Rabih Freiha – Exane: Maybe housekeeping question to finish off. Could you tell us what tax rate to look for, for 2012?
Marc Henry – CFO: About what it is at the end of the Q3. So, it’s roughly 31%.
Price Mix for Q4
Kristina Church – Barclays Capital: Two questions for me. Firstly, I noticed that your mix was just slightly negative in Q3. I know you just gave an update with regards to price mix for Q4, but specifically, do you expect mix to return to positive or with the negative impact being price in Q4 and was it mainly product mix or segment mix that was negative in Q3? Then my second question is regarding your free cash flow guidance I was just wondering, I know historically you’ve given free cash flow ex the impact of raw materials and given your change in the raw materials tailwinds guidance how much of that has played through to your free cash flow guidance, i.e. what is the change the fact that raw materials have improved for you down to free cash flow?

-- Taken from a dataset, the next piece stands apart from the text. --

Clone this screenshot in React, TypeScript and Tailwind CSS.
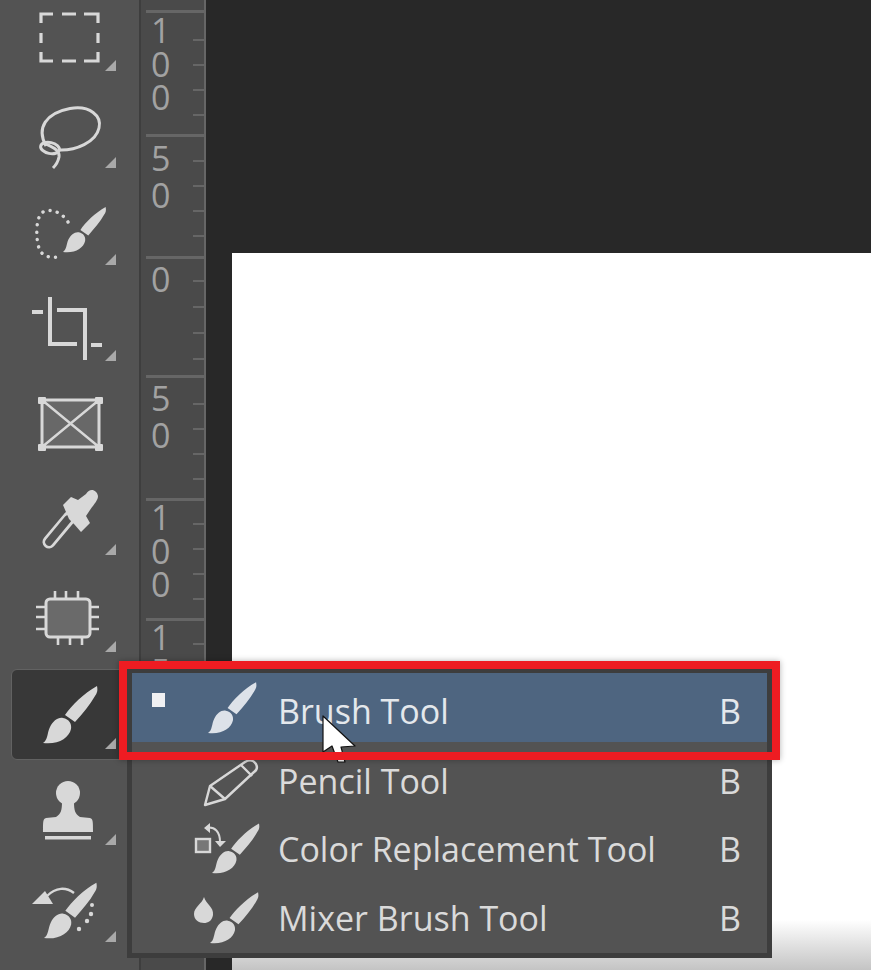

Marc Henry – CFO: The first part, I think the mix in this I mean globally positive on the nine-year period, in the third quarter as far as I understand this mix is on zero. So, that means there is balance of the older mix effect, and so I don’t think the mix is negative for the third quarter in my knowledge. The second point of course the raw material tailwind that we see in the bottom line in our reporting results of course is also bringing a positive effect in this free cash flow as you mentioned. So the reduction of cost of raw material is bringing very clearly free cash flow effect as you mentioned.
Kristina Church – Barclays Capital: Could you quantify that effect in anyway given the change in your guidance for raw materials?
Marc Henry – CFO: I think the best way to quantify it is the ratio that we have given last year when we had an increase of free cash flow with an increase of cost of raw material is the same backward. So if you — because there is nothing specific it’s really linked to the increase. So you may do the calculation this way if you wish. So it’s very much linked to the increase last year. We had, I think I believe 35% increase for raw material and we had something like EUR740 million impacting in free cash flow. So, I have not done the math backwards, but it is very much similar.